By: Brian G. Winter, Esq.
Probate is the legal process in which a Court administers a person’s
legal and financial matters after their death.
There are two types of probate estates - testate and intestate.
A testate estate is when a person dies with a will. The will is submitted
to Court for a determination of whether the will is valid or invalid.
If the will is valid, the decedent’s estate will be administered
in accordance with the terms of the will.

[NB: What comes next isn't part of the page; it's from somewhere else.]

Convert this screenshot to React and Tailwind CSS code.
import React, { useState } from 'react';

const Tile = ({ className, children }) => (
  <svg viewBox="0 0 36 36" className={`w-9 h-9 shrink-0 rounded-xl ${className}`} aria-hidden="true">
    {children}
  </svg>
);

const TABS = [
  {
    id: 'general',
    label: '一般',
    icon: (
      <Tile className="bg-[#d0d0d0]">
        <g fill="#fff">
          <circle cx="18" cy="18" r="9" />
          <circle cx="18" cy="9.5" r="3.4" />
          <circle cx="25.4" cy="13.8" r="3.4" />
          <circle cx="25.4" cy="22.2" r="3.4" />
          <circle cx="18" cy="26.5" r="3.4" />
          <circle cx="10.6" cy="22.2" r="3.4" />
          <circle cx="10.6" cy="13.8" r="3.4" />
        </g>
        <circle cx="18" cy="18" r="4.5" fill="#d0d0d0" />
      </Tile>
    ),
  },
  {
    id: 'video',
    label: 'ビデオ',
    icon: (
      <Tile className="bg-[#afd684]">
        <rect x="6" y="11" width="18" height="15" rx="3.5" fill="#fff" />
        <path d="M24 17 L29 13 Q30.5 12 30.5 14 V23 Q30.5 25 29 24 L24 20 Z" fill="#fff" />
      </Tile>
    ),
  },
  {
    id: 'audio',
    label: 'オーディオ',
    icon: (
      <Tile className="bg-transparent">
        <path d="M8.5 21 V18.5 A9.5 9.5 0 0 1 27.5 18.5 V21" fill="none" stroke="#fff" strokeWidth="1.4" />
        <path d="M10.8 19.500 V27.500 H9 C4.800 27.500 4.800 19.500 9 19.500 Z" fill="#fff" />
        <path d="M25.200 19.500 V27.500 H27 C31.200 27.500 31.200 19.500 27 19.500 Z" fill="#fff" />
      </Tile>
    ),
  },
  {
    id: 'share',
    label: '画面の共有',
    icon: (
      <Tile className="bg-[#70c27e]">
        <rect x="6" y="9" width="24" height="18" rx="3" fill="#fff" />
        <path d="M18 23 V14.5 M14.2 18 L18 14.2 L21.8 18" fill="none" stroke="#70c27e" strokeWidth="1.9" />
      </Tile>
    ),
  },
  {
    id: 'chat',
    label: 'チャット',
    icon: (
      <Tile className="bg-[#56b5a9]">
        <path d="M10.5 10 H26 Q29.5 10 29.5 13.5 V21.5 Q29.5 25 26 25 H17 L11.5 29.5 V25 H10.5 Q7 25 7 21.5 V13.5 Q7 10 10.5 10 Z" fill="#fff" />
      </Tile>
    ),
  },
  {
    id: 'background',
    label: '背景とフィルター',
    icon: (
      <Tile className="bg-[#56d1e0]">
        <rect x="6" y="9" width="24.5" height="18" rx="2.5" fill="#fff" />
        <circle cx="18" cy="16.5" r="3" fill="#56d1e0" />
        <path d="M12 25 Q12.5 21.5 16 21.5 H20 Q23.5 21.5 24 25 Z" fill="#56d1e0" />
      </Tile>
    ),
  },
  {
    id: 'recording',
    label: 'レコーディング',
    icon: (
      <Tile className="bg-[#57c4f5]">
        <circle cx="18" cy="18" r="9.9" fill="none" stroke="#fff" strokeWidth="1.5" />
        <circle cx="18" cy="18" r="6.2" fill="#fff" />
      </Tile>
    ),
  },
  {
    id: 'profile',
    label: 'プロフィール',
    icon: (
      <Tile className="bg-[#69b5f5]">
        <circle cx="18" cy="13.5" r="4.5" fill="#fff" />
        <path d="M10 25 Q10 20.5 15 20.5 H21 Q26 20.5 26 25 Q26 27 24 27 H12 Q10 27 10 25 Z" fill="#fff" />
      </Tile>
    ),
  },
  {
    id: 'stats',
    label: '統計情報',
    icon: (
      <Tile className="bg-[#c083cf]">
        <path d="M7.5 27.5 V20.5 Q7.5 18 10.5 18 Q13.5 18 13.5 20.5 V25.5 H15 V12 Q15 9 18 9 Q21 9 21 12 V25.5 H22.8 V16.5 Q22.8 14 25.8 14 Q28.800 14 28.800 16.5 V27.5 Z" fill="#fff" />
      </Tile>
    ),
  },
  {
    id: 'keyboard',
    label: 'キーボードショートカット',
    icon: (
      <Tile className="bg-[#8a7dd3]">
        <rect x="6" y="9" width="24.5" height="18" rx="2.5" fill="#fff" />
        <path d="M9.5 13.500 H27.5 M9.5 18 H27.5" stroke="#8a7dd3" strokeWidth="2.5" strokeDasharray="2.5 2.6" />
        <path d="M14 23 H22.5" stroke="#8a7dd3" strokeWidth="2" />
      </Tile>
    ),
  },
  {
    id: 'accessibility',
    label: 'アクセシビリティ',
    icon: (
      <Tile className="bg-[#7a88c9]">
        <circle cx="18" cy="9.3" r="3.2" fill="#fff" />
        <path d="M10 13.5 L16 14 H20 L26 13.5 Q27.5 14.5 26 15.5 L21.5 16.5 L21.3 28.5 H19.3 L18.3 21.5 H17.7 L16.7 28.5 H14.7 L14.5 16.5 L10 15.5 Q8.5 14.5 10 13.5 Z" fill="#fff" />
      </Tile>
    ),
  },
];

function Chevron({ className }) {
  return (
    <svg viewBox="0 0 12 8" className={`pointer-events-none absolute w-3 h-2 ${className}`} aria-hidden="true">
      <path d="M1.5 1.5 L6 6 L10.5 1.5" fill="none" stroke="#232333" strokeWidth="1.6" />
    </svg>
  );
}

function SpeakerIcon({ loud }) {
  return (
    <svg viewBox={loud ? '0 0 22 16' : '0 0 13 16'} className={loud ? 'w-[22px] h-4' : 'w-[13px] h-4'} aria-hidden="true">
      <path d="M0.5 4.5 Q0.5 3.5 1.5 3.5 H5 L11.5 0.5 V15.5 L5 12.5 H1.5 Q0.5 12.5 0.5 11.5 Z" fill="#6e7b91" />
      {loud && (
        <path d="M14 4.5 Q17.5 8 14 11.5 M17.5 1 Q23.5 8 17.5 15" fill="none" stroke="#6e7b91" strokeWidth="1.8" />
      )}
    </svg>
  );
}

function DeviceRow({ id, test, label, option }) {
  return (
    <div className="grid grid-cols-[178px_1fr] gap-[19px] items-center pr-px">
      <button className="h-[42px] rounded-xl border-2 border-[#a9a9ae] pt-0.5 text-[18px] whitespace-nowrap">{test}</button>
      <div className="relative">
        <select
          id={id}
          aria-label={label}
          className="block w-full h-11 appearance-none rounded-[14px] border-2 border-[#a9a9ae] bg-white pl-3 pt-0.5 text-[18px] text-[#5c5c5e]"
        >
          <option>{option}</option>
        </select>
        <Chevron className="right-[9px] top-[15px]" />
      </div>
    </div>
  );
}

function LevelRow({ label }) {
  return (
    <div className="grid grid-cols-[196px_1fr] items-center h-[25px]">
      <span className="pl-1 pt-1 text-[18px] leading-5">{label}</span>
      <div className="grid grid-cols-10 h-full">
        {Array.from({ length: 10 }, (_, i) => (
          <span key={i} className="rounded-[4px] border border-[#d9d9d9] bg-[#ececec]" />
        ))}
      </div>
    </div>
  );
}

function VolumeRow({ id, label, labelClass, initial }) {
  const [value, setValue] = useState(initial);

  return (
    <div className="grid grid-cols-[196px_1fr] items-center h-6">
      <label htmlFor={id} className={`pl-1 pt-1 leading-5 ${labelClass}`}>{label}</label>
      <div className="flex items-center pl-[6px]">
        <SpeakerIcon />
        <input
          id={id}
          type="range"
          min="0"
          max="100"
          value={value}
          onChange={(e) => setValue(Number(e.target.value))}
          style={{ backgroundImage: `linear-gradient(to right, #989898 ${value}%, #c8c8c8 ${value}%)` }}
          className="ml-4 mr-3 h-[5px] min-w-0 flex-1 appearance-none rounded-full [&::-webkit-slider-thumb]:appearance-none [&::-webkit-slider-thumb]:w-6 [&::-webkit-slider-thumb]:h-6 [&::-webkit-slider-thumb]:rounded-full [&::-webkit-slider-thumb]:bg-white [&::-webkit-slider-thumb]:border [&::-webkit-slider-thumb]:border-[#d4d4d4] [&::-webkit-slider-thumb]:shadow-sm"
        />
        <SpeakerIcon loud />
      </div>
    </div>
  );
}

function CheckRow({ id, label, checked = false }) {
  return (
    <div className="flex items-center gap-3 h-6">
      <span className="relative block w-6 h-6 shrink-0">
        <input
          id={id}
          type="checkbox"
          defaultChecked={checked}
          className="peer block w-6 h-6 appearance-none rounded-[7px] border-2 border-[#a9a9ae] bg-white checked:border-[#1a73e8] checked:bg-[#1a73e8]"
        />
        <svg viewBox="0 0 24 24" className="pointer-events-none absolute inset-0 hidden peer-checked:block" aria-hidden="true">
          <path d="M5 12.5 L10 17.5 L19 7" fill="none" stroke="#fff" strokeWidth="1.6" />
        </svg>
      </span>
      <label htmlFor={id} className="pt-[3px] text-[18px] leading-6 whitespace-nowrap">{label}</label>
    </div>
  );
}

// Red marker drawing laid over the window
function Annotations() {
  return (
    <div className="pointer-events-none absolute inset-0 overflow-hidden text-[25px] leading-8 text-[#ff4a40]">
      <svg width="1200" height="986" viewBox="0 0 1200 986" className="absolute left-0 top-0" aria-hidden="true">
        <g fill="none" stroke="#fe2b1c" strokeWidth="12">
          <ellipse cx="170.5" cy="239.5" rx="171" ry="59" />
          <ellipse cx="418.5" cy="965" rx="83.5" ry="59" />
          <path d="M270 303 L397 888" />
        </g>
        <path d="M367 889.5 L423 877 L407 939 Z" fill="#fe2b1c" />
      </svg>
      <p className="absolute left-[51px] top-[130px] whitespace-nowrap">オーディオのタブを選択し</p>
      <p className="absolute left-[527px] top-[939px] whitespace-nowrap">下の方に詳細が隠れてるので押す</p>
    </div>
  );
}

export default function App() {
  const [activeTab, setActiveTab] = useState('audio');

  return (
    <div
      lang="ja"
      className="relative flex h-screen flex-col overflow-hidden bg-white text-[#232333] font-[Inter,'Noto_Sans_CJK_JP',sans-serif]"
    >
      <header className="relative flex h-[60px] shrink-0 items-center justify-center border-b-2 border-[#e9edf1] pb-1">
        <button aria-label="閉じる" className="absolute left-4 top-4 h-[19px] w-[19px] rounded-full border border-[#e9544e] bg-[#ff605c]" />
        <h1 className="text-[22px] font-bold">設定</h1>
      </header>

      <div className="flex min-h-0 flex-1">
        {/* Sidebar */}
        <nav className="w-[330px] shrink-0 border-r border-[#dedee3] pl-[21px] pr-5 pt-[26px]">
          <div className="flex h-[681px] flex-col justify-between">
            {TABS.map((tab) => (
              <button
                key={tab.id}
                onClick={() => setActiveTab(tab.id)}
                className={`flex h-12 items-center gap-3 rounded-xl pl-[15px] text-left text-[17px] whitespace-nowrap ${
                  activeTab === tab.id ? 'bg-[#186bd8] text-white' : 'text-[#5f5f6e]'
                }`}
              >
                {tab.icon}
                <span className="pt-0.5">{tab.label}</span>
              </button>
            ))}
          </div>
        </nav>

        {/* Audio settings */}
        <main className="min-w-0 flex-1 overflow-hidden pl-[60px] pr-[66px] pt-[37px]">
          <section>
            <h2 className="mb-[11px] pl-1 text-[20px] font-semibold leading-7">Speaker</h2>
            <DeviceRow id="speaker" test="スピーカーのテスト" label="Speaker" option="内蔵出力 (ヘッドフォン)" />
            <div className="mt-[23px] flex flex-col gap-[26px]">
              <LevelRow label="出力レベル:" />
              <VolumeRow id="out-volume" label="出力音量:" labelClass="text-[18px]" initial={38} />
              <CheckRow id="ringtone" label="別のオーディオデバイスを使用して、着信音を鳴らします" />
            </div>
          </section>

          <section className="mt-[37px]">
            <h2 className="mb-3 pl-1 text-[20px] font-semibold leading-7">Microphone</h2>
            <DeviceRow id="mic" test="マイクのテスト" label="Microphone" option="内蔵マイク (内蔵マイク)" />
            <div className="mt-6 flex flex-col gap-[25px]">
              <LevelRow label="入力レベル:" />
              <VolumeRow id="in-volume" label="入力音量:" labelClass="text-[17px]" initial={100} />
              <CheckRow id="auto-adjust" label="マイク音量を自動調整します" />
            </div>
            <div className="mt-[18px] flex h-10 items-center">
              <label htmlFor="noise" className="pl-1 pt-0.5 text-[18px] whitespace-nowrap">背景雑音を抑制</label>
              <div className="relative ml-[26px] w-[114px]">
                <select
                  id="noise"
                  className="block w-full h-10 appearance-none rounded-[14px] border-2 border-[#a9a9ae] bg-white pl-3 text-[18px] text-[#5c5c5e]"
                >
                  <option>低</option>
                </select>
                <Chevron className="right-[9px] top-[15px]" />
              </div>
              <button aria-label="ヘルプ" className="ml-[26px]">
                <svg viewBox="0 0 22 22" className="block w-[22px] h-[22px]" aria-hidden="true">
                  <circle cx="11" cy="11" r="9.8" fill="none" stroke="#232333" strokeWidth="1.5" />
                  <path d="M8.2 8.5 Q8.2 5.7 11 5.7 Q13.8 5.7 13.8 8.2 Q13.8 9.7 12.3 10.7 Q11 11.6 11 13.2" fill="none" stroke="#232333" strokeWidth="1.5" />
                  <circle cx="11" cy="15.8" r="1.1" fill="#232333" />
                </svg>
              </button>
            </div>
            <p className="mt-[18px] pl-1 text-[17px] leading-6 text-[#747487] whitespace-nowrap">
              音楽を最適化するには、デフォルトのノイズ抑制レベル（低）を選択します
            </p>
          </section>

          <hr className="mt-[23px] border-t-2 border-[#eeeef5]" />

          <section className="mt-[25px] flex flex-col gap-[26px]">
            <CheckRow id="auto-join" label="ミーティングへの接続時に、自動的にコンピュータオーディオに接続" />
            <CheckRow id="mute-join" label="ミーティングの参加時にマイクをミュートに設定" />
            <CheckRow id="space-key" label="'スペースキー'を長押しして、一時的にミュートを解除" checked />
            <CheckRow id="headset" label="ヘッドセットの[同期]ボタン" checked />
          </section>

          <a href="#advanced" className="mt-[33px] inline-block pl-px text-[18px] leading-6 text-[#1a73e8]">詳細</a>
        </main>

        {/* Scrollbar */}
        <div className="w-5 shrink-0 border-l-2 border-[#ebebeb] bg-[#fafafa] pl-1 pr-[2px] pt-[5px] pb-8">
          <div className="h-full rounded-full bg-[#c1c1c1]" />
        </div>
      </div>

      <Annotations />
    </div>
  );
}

In the event that a will in not valid, or a person dies without a will
or other estate plan for the transfer of assets, then the person has an
intestate estate. In an intestate case, a person’s assets will be
distributed according to statute. The intestacy statutes provide for who
is entitled to receive a distribution of the estate and what percentage
of the estate they are to receive.
The Court has rules and procedures for how a testate or intestate estate
is to be administered. The Court will appoint a Personal Representative
to be in charge of the Estate. The Personal Representative is responsible
for inventorying and taking control of the Deceased’s probate assets,
publishing notice of the Estate to creditors, paying all valid claims
and taxes and distributing the remaining property pursuant to the Will
or statute. The Personal Representative is required to file Inventory
and Accountings with the Court.
It should be noted that not all of the Decedent’s assets need to
be probated. For example, if you have a named beneficiary on a retirement
account or life insurance policy, these assets will pass directly to the
named beneficiary and are not included in a person’s probate estate.
The attorneys at Owens & Perkins, P.C. can help you navigate the probate process.
If you would like to work with one of our experienced
estate planning Attorneys, please call
OWENS & PERKINS at
480.630.2464 to schedule your free 30 minute consultation.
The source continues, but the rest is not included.